First using the substitution method:

 y = 5x + 2
 -15x + 3(5x + 2) = 9 -15x + 15x + 6 = 9
 6 = 9

The result obtained through the substitution method yields a false statement since 6 ≠ 9.

Using the elimination method:

 -15x + 3y = 9 + (-3)(-5x + y = 2)
 ?
 -15x + 3y = 9 + 15x - 3y = 6
 0 + 0 ≠ 3

The result obtained through the elimination method also yields a false statement since 0 ≠ 3

Using the graphing method:

Since the lines are parallel, they have the same slope, and will never intersect. Therefore, there is no solution to the system of equations.

Using this knowledge, it is possible to recognize systems of linear equations in which there is no solution because the coefficients of each set of variables will be multiples of each other, and both pairs will have the same multiplier (the number you multiply to get the multiple). If the constants are not multiples, or do not have the same multiplier as the coefficients, then the system will have no solution.

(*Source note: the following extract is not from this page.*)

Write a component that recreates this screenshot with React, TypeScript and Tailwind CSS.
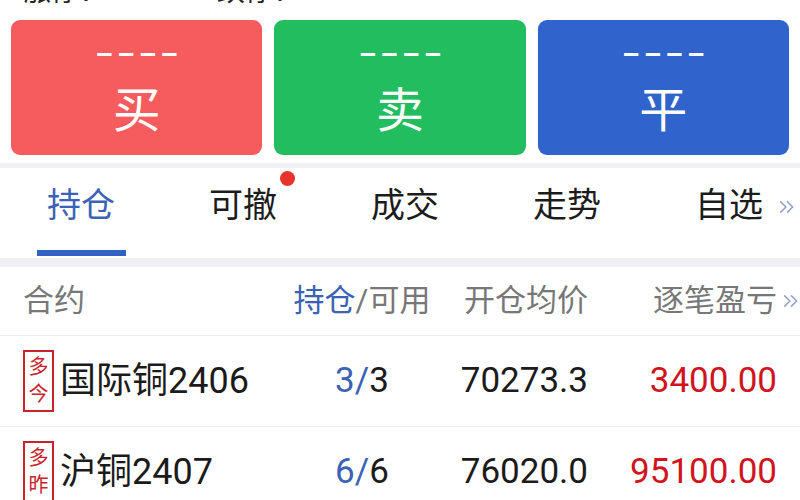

On the other hand, if you can multiply one of the equations in the system by a constant to obtain exactly the other equation, it means that the equations describe the same line, and that the system will have infinite solutions. Systems of linear equations with infinite solutions will cancel out both variables, yielding a true statement. This is because identical lines have the same slope and y-intercept and will intersect at every point.

Example

 -15x + 3y = 9 -5x + y = 3

Substitution method:

 y = 5x + 3
 -15x + 3(5x + 3) = 9 -15x + 15x + 9 = 9
 9 = 9

Since the result of using the substitution method is a true statement, 9 = 9, the system of equations has infinite solutions.

Elimination method:

 -15x + 3y = 9 + (-3)(-5x + y = 3)
 ?
 -15x + 3y = 9 + 15x - 3y = -9
 0 + 0 = 0

Like the substitution method, since the result of the elimination method is another true statement, 0 = 0, the system of equations has infinite solutions.

Graphing method:

The graph of the two equations allows us to see what looks like only one line. This is because the system of equations defines the same line, confirming that there are infinite solutions.